Pero luego surgieron extraños problemas, de esos que se engendran en altas instancias y cuya razón resulta indiscernible para el ciudadano vulgar. De repente, hacía falta una revisión del proyecto; quizá incluso uno nuevo. Y hacía falta un técnico. Y ese técnico no trabajaba gratis, por supuesto. Las autoridades patrimoniales de la Junta se lavaron las manos (como todo el mundo sabe, para ciertos asuntos Extremadura queda reducida a dos ciudades: Cáceres y Mérida). El Ayuntamiento de Talaván -de arcas bien saneadas, por cierto- debía correr con los gastos. Y, hasta hoy, el Ayuntamiento, por no se sabe qué misterios, soslaya el tema, manteniendo una discreción que abre paso a las especulaciones más pesimistas.
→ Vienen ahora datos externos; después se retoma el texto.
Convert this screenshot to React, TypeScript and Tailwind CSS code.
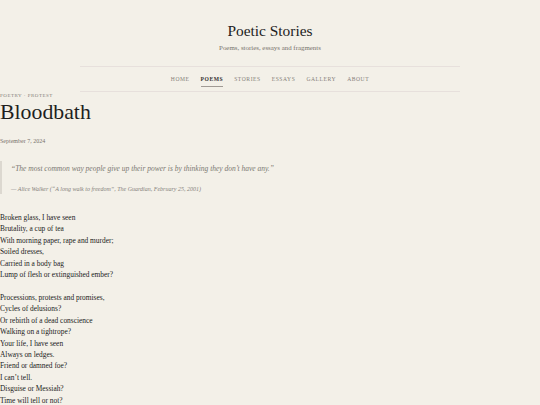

Calla el Ayuntamiento. Calla el alcalde que lanzara gentiles promesas. Un silencio cruel.
En este ínterin, el pobre Teófilo enfermó. Ya era demasiado sufrimiento; se sentía víctima de una tortura sofisticada. Soñaba cada noche con “ángeles malos” descalabrados, y con el hombre gato y la mujer con toca revueltos en un puzle de cascotes. Emprendió una dieta sobrevenida, a base de vino y magdalenas. Y su corazón empezó a llenarse de grietas y verdín, como la cúpula de una ermita lejana, y bajo la cúpula de una ermita lejana empezaron a escucharse inexplicados sollozos.
El pobre Teófilo Eisenhower Periné, alias Luciferín, dobló la servilleta ayer. QEPD (que en paz descanse), dicen unos. QEDP (que el demonio pinche), otros.
Gabriel Cusac


2 comentarios:

manuel dijo...

Gabriel, este relato creo que debes compartirlo en Talaván historia viva. es magnífico , Gracias

Gabriel Cusac dijo...

Gracias a ti por la visita, Manuel, creo que tú también eres muy consciente del significado del texto, más allá del tono humorístico. Ya lo he compartido. Un saludo.